The GTC-1200 has a full power, five‐section 12.8m to 47.2m rounded section boom. A 3.8m heavy lift jib with a capacity of 39.9 tonnes is part of the standard bi‐fold jib that has lengths of 10.3m or 18m. There are optional 7m lattice inserts – a maximum of two. Maximum tip height is 82m.
Towards the end of last year, German crane manufacturer Sennebogen has launched a new 120 tonne capacity telescopic boom crawler crane, the Sennebogen 6113.
The 6113 is the largest telescopic crawler crane manufactured by the company. It has a 40m, four section full power telescopic boom, which can be extended to 70m when combined with a fly jib and lattice boom extension.
The company said, “Thanks to multi-cylinder technology, this maintenance-free system enables continuous telescoping and is always friction-locked. With the 6113, the boom can work variably and quickly at any length.”

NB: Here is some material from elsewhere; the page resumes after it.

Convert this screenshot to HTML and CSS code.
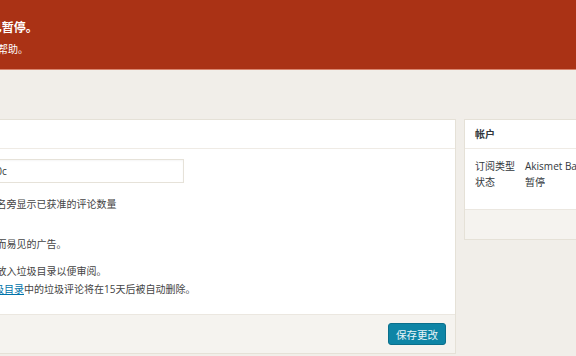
FILE: index.html
```html
<!DOCTYPE html>
<html lang="zh-CN">
<head>
    <meta charset="UTF-8">
    <meta name="viewport" content="width=device-width, initial-scale=1.0">
    <title>Akismet 设置</title>
    <link rel="stylesheet" href="styles.css">
</head>
<body>

    <div class="page">
        <!-- Suspended notice -->
        <div class="notice">
            <h2 class="notice-title">您的 Akismet 订阅已暂停。</h2>
            <p class="notice-text">如有疑问，请联系我们获取帮助。</p>
        </div>

        <div class="columns">
            <!-- Settings card -->
            <div class="card main-card">
                <div class="card-header">
                    <h3>设置</h3>
                </div>
                <form class="settings-form">
                    <div class="field">
                        <label class="field-label" for="api-key">API 密钥</label>
                        <div class="field-control">
                            <input type="text" id="api-key" class="key-input" value="73491582624710c">
                        </div>
                    </div>

                    <div class="field field-comments">
                        <div class="field-label">评论</div>
                        <div class="field-control">
                            <label class="option"><input type="checkbox" checked> 在每个评论者名旁显示已获准的评论数量</label>
                        </div>
                    </div>

                    <div class="field field-strict">
                        <div class="field-label">严格程度</div>
                        <div class="field-control">
                            <label class="option"><input type="radio" name="strict"> 静默丢弃普遍而易见的广告。</label>
                            <label class="option"><input type="radio" name="strict" checked> 总将所有广告放入垃圾目录以便审阅。</label>
                            <p class="note">请您注意：<a href="#">垃圾目录</a>中的垃圾评论将在15天后被自动删除。</p>
                        </div>
                    </div>
                </form>
                <div class="card-footer">
                    <button type="submit" class="button-primary">保存更改</button>
                </div>
            </div>

            <!-- Account card -->
            <div class="card side-card">
                <div class="card-header">
                    <h3>帐户</h3>
                </div>
                <table class="account-table">
                    <tr>
                        <th>订阅类型</th>
                        <td>Akismet Basic</td>
                    </tr>
                    <tr>
                        <th>状态</th>
                        <td>暂停</td>
                    </tr>
                </table>
                <div class="card-footer side-footer"></div>
            </div>
        </div>
    </div>

</body>
</html>
```

FILE: styles.css
```css
body {
    font-family: "Open Sans", "Noto Sans CJK SC", sans-serif;
    font-size: 10px;
    color: #444;
    background-color: #f1eee9;
    margin: 0;
    padding: 0;
    overflow: hidden;
}

.page {
    margin-left: -240px;
    width: 1100px;
}

/* notice banner */
.notice {
    background-color: #aa3215;
    border-bottom: 1px solid #d9866f;
    height: 70px;
    box-sizing: border-box;
    padding: 19px 0 0 126px;
    color: #fff;
}

.notice-title {
    font-size: 12px;
    font-weight: bold;
    line-height: 18px;
    margin: 0;
}

.notice-text {
    font-size: 10px;
    line-height: 16px;
    margin: 4px 0 0 -8px;
}

.columns {
    display: flex;
    align-items: flex-start;
    gap: 8px;
    margin-top: 49px;
}

.card {
    background-color: #fff;
    border: 1px solid #e5e1d7;
    flex-shrink: 0;
}

.main-card {
    width: 694px;
}

.side-card {
    width: 280px;
}

.card-header {
    height: 28px;
    border-bottom: 1px solid #efebe5;
    padding: 0 10px;
}

.card-header h3 {
    margin: 0;
    font-size: 10px;
    font-weight: bold;
    line-height: 28px;
    color: #32373c;
}

/* settings form */
.settings-form {
    padding: 10px 10px 17px;
}

.field {
    display: grid;
    grid-template-columns: 146px 1fr;
}

.field-label {
    font-weight: bold;
    line-height: 24px;
}

.key-input {
    width: 267px;
    height: 24px;
    box-sizing: border-box;
    border: 1px solid #e6e2d9;
    padding: 0 4px;
    font-family: "Open Sans", sans-serif;
    font-size: 10px;
    color: #32373c;
    box-shadow: inset 0 1px 2px rgba(0, 0, 0, 0.04);
}

.option {
    display: block;
    line-height: 16px;
}

.option input {
    width: 13px;
    height: 13px;
    margin: 0 4px 0 0;
    vertical-align: middle;
}

.field-comments {
    margin-top: 13px;
}

.field-strict {
    margin-top: 16px;
}

.field-strict .option + .option {
    margin-top: 11px;
}

.note {
    margin: 2px 0 0;
    padding-left: 17px;
    line-height: 16px;
}

.note a {
    color: #0073aa;
}

.card-footer {
    background-color: #f5f3ef;
    border-top: 1px solid #ebe7e0;
    height: 38px;
    padding: 0 9px;
    display: flex;
    justify-content: flex-end;
    align-items: center;
}

.button-primary {
    background-color: #0e85a6;
    border: 1px solid #0a6f8c;
    border-radius: 3px;
    color: #e8f4f8;
    font-family: "Open Sans", "Noto Sans CJK SC", sans-serif;
    font-size: 10.5px;
    height: 22px;
    padding: 0 7px;
    cursor: pointer;
}

/* account card */
.account-table {
    border-collapse: collapse;
    margin: 9px 10px 19px;
    color: #32373c;
}

.account-table th {
    text-align: left;
    font-weight: normal;
    width: 50px;
    padding: 0;
    line-height: 16px;
}

.account-table td {
    padding: 0;
    line-height: 16px;
    white-space: nowrap;
}

.side-footer {
    height: 29px;
}
```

The 6113 is capable of moving with a load and can work on inclines up to 4°, the manufacturer said. It has 8m heavy duty track frames and 900mm wide tracks. In addition, the undercarriage can be telescoped out to a track width of 5.4m, the manufacturer added. Power comes from a Tier 4 Final 168kW Deutz engine. It also has an eco mode function.

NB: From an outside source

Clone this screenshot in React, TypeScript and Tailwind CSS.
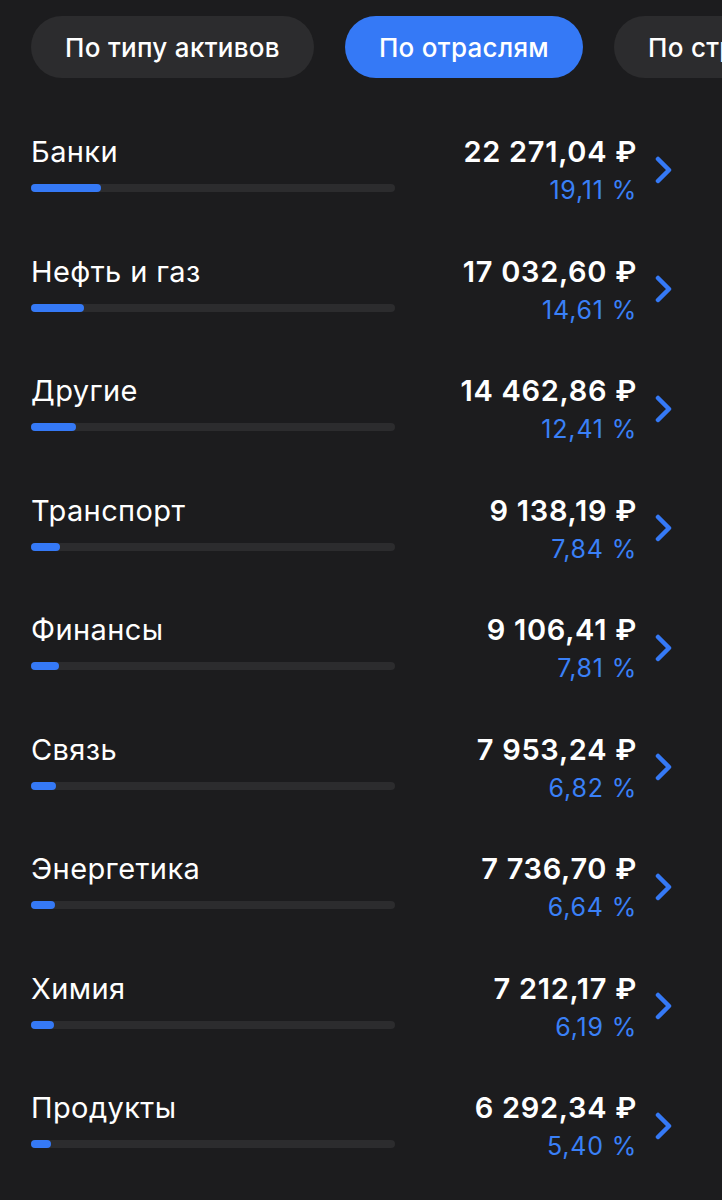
const tabs = [
  { label: "По типу активов", active: false },
  { label: "По отраслям", active: true },
  { label: "По странам", active: false },
];

const rows = [
  { name: "Банки", amount: "22 271,04 ₽", pct: 19.11 },
  { name: "Нефть и газ", amount: "17 032,60 ₽", pct: 14.61 },
  { name: "Другие", amount: "14 462,86 ₽", pct: 12.41 },
  { name: "Транспорт", amount: "9 138,19 ₽", pct: 7.84 },
  { name: "Финансы", amount: "9 106,41 ₽", pct: 7.81 },
  { name: "Связь", amount: "7 953,24 ₽", pct: 6.82 },
  { name: "Энергетика", amount: "7 736,70 ₽", pct: 6.64 },
  { name: "Химия", amount: "7 212,17 ₽", pct: 6.19 },
  { name: "Продукты", amount: "6 292,34 ₽", pct: 5.4 },
];

function Chevron() {
  return (
    <svg width="20" height="28" viewBox="0 0 20 28" fill="none">
      <polyline
        points="4,3 15,14 4,25"
        stroke="#3579f6"
        strokeWidth="4.5"
        strokeLinecap="round"
        strokeLinejoin="round"
      />
    </svg>
  );
}

function fmtPct(p: number) {
  return p.toFixed(2).replace(".", ",") + " %";
}

export default function App() {
  return (
    <div
      className="min-h-[1200px] w-[722px] overflow-hidden bg-[#1c1c1e] text-white"
      style={{ fontFamily: "Inter, 'Noto Sans', sans-serif" }}
    >
      <div className="flex gap-[31px] whitespace-nowrap pl-[31px] pt-[16px] pb-[40px]">
        {tabs.map((t) => (
          <div
            key={t.label}
            className={
              "flex h-[62px] shrink-0 items-center rounded-full px-[34px] text-[26px] font-medium tracking-[0.3px] " +
              (t.active ? "bg-[#3579f6]" : "bg-[#2c2c2e]")
            }
          >
            {t.label}
          </div>
        ))}
      </div>

      <div>
        {rows.map((r) => (
          <div key={r.name} className="flex h-[119.5px] items-start pl-[31px] pt-[16px]">
            <div className="w-[364px]">
              <div className="text-[29px] leading-[36px] tracking-[0.4px]">{r.name}</div>
              <div className="mt-[14px] h-[8px] w-full rounded-full bg-[#2c2c2e]">
                <div
                  className="h-full rounded-full bg-[#3579f6]"
                  style={{ width: `${r.pct}%` }}
                />
              </div>
            </div>
            <div className="flex-1 text-right">
              <div className="text-[29px] font-semibold leading-[36px] tracking-[0.7px]">
                {r.amount}
              </div>
              <div className="mt-[5px] text-[25px] leading-[30px] tracking-[0.8px] text-[#3a80f7]">
                {fmtPct(r.pct)}
              </div>
            </div>
            <div className="flex h-[71px] w-[85px] items-center pl-[17px]">
              <Chevron />
            </div>
          </div>
        ))}
      </div>
    </div>
  );
}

Among tower cranes, the Liebherr-Werk Biberach 53 K was launched recently. It has a 4.2 tonne capacity, a maximum radius of 40m and a lifting capacity at the jib end of 1.1 tonnes. Capacity can be increased to 2 tonnes by reducing the length of the jib to 28m. The 53 K has a hook height of 31m, which can be increased to 43.1m with the 20° luffed jib. With a horizontal jib, the 53 K can be configured with seven different hook heights between 15.8m and 31m.
The company said the new design of the 50 tonne-metre class crane was based on the K series concept and closed the gap between the 42 K.1 and the 65 K.
Hiab has launched the 17 tonne-metre X-Duo 178, which is available in a B or E-boom configuration. The company said it was suitable for the European market. The B-boom has a capacity of 1,020kg at 12.5m. The E-boom has a capacity of 540kg at 17.4m. Also from Hiab is the X-HiDuo 188, an 18 tonne-metre remote controlled crane and the 19 tonne-metre X-HiPro 192.
Hiab also has the XS 310L CLX brick and block crane which it said had “superb capacity, stability and load-cycle speed”. The crane has a 1.2 tonne capacity at a working radius of 17.5m.
Wind turbines are providing a great deal of work for the crane sector, and are now reaching a height of 150m with 3MW hubs. The trend for larger wind turbines is being seen in a number of markets across Europe, including Germany, Scandinavia and the UK.
The latest model from Terex Cranes for this sector is the Superlift 3800. The crawler can erect turbines with a hub height up to 150m and its boom can be erected without an assist crane.
Guntram Jakobs, Terex product marketing manager for crawler cranes, said, “All crawler models, from the 400 tonne CC 2400-1 to the 3,200 tonne CC 8800-1 Twin use the same counterweight slabs. This allows better inventory management and, for companies with several depots, saves transportation costs.”
Terex also has the CC 8800-1 with the Boom Booster kit that was being tested last year. The Boom Booster vastly increases the capability of the CC 8800-1 lattice boom crawler crane. According to CE sister publication International Cranes and Specialized Transport, in certain long boom combinations, the capacity increase with the new Boom Booster option is 90% or more.
Jakobs said the CC 8800-1 could be disassembled into multiple sections and transported in 40ft open-top containers, making it fast and cost-effective to ship.
Repair and maintenance
Manitowoc has launched the MLC650 lattice boom crawler aimed at carrying out repair and maintenance work on the latest generation of wind turbines.
The design incorporates the Variable Position Counterweight (VPC) system.
Another option for turbine installation is a tower crane. Liebherr’s tower crane division, Liebherr-Werk Biberach, offers the 630 EC-H 70 Litronic and 1000 EC-B 125 Litronic models.
Designed for the installation of wind turbines, the 1000 EC-B lifts 125 tonnes and can work in high wind speeds. One of these models was used to erect a wind turbine with a hub height of 135m at Wardenburg in Oldenburg, Germany.
The company said, “Only when the wind reaches speeds in excess of 120km/h does the jib of the 630 EC-H have to be released to turn freely.” The models are also fitted with the Liebherr Micromove system for positioning the tower elements.
Liebherr-Werk Biberach added, “Wind turbines in low wind areas are, as a rule, not erected in large wind farm arrangements but in wooded areas or locations difficult to access. This is where the major advantages of tower cranes can be put to best possible use. Often roads will not need any special strengthening and vehicles will not need any special approvals. In addition, a comparatively small surface area is needed for the assembly of the tower crane.”
Another concern for turbine installation is moving between turbines once on site.
Klaus Kroeppel, Manitowoc vice president of sales for Central and Eastern Europe, said, “Cranes are often required to move around the job site to work on several turbines and, therefore, they must be easily transported in terms of weight, dimensions and number of loads.
“The space and speed needed to assemble and disassemble the crane on the jobsite is a major consideration that can save a great deal of time and money on a project.”
The 300 tonne capacity Manitowoc MLC 300 crawler crane was launched last year. It has the Variable Position Counterweight (VPC) system first seen on the Model 31000 several years ago.
In the VPC system, the counterweight is centred between the fully retracted and fully extended positions to balance the crane’s centre of gravity. It moves on a rail system according to the boom extension.